You'll not be able to exploit symmetry using Gauss' Law. Beacuse $\rho$ is not uniform along the $z$-axis you can't expect $\mathbf{E}$ to be radial nor you can take it outside the integral (it could have a dependence on $z$ as well). And the time varying current density $\mathbf J$ may create an electric field too.

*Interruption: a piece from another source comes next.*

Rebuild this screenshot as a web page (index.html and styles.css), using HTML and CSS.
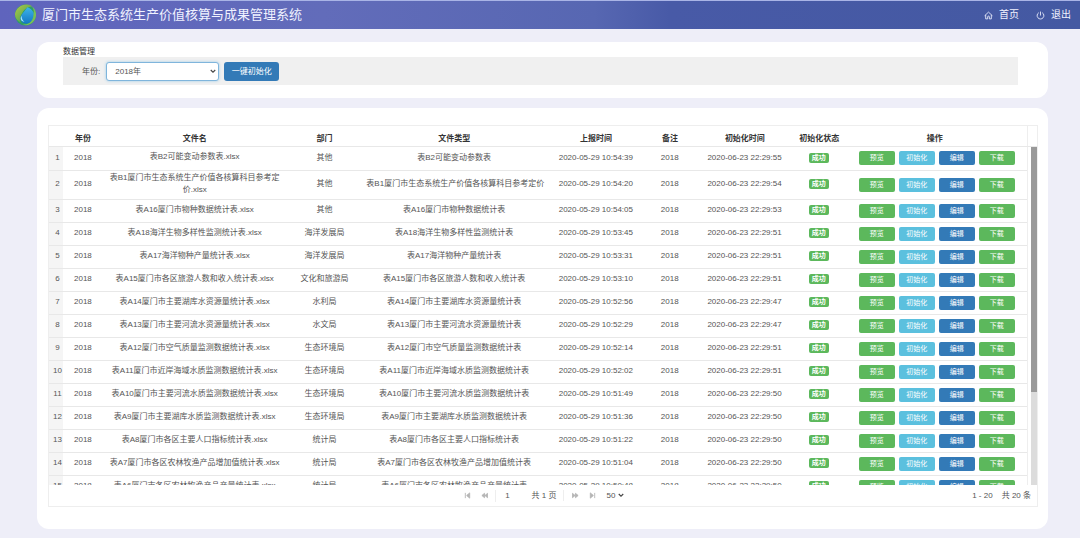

What you should do is solve for the retarded potentials $$ \begin{align} \phi(\mathbf r, t) &= \frac{1}{4\pi\epsilon_0} \int \frac{\rho(\mathbf r', t')}{|\mathbf r - \mathbf r'|} \, dv' \\ \\ \mathbf{A}(\mathbf r, t) &= \frac{\mu_0}{4\pi} \int \frac{\mathbf{J}(\mathbf r', t')}{|\mathbf r - \mathbf r'|} \, dv' \end{align} $$ (the integrals are over the primed variable) where $t'$ is the retarded time $$ t' = t - \frac{|\mathbf r - \mathbf r'|}{c} $$ and then calculate $\mathbf{E}$ via $$ \mathbf E = - \boldsymbol \nabla \phi - \frac{\partial \mathbf A}{\partial t}. $$ The integrals aren't necessarily easy to solve though, and you may have to resort to some approximation at some point (like taking the observation point far away from the cylinder such that $r' \ll r$).


Your solution seems to be totally fine for me. You don't have a linear distribution of charges along axis $z$, that is why $L$ is included in your answer.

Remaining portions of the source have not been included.